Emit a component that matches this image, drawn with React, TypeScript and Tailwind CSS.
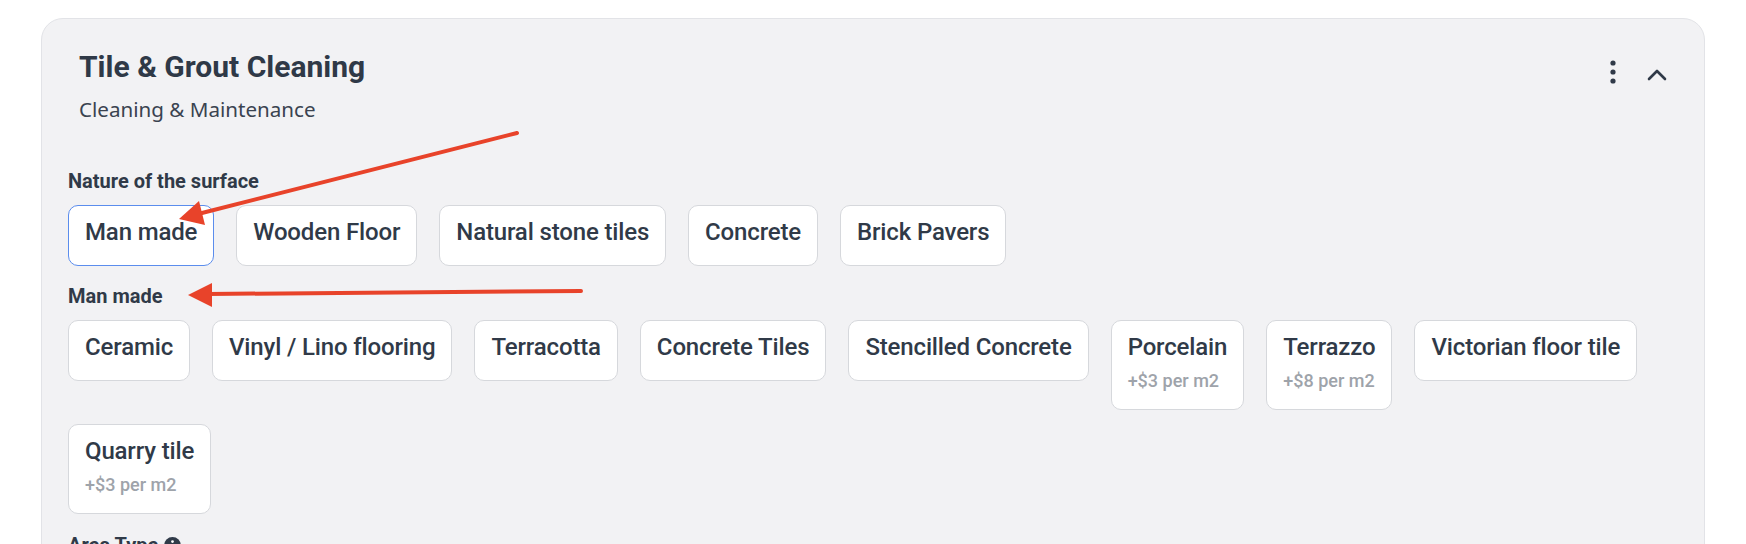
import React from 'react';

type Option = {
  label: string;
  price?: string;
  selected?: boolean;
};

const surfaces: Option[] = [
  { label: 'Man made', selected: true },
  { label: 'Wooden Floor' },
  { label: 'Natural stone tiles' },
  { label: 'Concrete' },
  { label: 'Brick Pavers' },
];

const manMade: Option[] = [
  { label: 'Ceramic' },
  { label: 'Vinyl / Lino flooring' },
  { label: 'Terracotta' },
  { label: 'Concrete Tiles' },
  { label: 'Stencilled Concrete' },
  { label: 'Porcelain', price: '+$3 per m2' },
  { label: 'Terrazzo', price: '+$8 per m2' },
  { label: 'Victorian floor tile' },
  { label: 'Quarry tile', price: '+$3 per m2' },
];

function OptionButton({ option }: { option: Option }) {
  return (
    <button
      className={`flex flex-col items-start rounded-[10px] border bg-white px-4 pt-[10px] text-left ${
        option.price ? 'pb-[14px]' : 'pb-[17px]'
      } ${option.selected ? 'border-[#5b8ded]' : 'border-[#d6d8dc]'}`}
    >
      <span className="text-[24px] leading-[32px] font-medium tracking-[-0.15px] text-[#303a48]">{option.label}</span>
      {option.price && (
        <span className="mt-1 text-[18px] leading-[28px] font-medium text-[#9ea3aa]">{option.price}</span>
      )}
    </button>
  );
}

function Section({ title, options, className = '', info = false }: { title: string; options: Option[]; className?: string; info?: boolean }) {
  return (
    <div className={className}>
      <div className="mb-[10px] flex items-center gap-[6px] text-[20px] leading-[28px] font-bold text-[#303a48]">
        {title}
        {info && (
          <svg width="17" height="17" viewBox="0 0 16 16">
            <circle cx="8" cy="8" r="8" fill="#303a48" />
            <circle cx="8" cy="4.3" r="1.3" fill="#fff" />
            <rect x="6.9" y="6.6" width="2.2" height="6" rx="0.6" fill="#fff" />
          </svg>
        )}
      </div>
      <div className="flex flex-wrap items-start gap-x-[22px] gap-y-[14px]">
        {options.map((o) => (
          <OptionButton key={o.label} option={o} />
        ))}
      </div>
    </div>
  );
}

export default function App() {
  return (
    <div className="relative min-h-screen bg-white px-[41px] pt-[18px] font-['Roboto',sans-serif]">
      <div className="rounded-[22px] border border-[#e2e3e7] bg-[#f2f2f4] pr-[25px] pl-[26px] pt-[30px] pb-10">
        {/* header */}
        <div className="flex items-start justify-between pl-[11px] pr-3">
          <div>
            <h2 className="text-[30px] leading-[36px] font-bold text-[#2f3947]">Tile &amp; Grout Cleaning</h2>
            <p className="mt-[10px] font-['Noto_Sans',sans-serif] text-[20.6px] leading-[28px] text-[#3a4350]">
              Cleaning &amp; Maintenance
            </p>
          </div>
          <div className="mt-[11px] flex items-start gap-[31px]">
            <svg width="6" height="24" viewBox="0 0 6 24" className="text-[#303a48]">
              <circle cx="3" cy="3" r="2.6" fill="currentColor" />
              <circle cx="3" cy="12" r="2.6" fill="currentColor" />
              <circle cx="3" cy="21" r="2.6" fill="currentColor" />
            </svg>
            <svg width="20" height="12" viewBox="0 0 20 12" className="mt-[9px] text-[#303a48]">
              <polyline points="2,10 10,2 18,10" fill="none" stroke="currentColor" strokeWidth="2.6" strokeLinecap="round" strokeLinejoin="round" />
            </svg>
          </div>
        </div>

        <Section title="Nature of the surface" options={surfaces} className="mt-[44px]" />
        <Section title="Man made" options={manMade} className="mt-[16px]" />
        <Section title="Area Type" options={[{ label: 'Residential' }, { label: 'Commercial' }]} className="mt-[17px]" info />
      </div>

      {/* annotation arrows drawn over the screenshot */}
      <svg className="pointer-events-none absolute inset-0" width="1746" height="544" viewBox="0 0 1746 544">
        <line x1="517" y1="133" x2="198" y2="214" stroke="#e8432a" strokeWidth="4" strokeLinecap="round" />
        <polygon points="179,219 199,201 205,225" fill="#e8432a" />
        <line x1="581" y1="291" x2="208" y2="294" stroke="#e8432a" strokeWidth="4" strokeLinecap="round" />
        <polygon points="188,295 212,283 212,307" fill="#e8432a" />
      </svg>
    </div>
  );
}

************

#### [SHORT PROBLEM]
Transcribe the preceding listing in its entirety and with exact wording, leaving out pictures.

#### [COMPLETE ANSWER]
Emit a component that matches this image, drawn with React, TypeScript and Tailwind CSS.
import React from 'react';

type Option = {
  label: string;
  price?: string;
  selected?: boolean;
};

const surfaces: Option[] = [
  { label: 'Man made', selected: true },
  { label: 'Wooden Floor' },
  { label: 'Natural stone tiles' },
  { label: 'Concrete' },
  { label: 'Brick Pavers' },
];

const manMade: Option[] = [
  { label: 'Ceramic' },
  { label: 'Vinyl / Lino flooring' },
  { label: 'Terracotta' },
  { label: 'Concrete Tiles' },
  { label: 'Stencilled Concrete' },
  { label: 'Porcelain', price: '+$3 per m2' },
  { label: 'Terrazzo', price: '+$8 per m2' },
  { label: 'Victorian floor tile' },
  { label: 'Quarry tile', price: '+$3 per m2' },
];

function OptionButton({ option }: { option: Option }) {
  return (
    <button
      className={`flex flex-col items-start rounded-[10px] border bg-white px-4 pt-[10px] text-left ${
        option.price ? 'pb-[14px]' : 'pb-[17px]'
      } ${option.selected ? 'border-[#5b8ded]' : 'border-[#d6d8dc]'}`}
    >
      <span className="text-[24px] leading-[32px] font-medium tracking-[-0.15px] text-[#303a48]">{option.label}</span>
      {option.price && (
        <span className="mt-1 text-[18px] leading-[28px] font-medium text-[#9ea3aa]">{option.price}</span>
      )}
    </button>
  );
}

function Section({ title, options, className = '', info = false }: { title: string; options: Option[]; className?: string; info?: boolean }) {
  return (
    <div className={className}>
      <div className="mb-[10px] flex items-center gap-[6px] text-[20px] leading-[28px] font-bold text-[#303a48]">
        {title}
        {info && (
          <svg width="17" height="17" viewBox="0 0 16 16">
            <circle cx="8" cy="8" r="8" fill="#303a48" />
            <circle cx="8" cy="4.3" r="1.3" fill="#fff" />
            <rect x="6.9" y="6.6" width="2.2" height="6" rx="0.6" fill="#fff" />
          </svg>
        )}
      </div>
      <div className="flex flex-wrap items-start gap-x-[22px] gap-y-[14px]">
        {options.map((o) => (
          <OptionButton key={o.label} option={o} />
        ))}
      </div>
    </div>
  );
}

export default function App() {
  return (
    <div className="relative min-h-screen bg-white px-[41px] pt-[18px] font-['Roboto',sans-serif]">
      <div className="rounded-[22px] border border-[#e2e3e7] bg-[#f2f2f4] pr-[25px] pl-[26px] pt-[30px] pb-10">
        {/* header */}
        <div className="flex items-start justify-between pl-[11px] pr-3">
          <div>
            <h2 className="text-[30px] leading-[36px] font-bold text-[#2f3947]">Tile &amp; Grout Cleaning</h2>
            <p className="mt-[10px] font-['Noto_Sans',sans-serif] text-[20.6px] leading-[28px] text-[#3a4350]">
              Cleaning &amp; Maintenance
            </p>
          </div>
          <div className="mt-[11px] flex items-start gap-[31px]">
            <svg width="6" height="24" viewBox="0 0 6 24" className="text-[#303a48]">
              <circle cx="3" cy="3" r="2.6" fill="currentColor" />
              <circle cx="3" cy="12" r="2.6" fill="currentColor" />
              <circle cx="3" cy="21" r="2.6" fill="currentColor" />
            </svg>
            <svg width="20" height="12" viewBox="0 0 20 12" className="mt-[9px] text-[#303a48]">
              <polyline points="2,10 10,2 18,10" fill="none" stroke="currentColor" strokeWidth="2.6" strokeLinecap="round" strokeLinejoin="round" />
            </svg>
          </div>
        </div>

        <Section title="Nature of the surface" options={surfaces} className="mt-[44px]" />
        <Section title="Man made" options={manMade} className="mt-[16px]" />
        <Section title="Area Type" options={[{ label: 'Residential' }, { label: 'Commercial' }]} className="mt-[17px]" info />
      </div>

      {/* annotation arrows drawn over the screenshot */}
      <svg className="pointer-events-none absolute inset-0" width="1746" height="544" viewBox="0 0 1746 544">
        <line x1="517" y1="133" x2="198" y2="214" stroke="#e8432a" strokeWidth="4" strokeLinecap="round" />
        <polygon points="179,219 199,201 205,225" fill="#e8432a" />
        <line x1="581" y1="291" x2="208" y2="294" stroke="#e8432a" strokeWidth="4" strokeLinecap="round" />
        <polygon points="188,295 212,283 212,307" fill="#e8432a" />
      </svg>
    </div>
  );
}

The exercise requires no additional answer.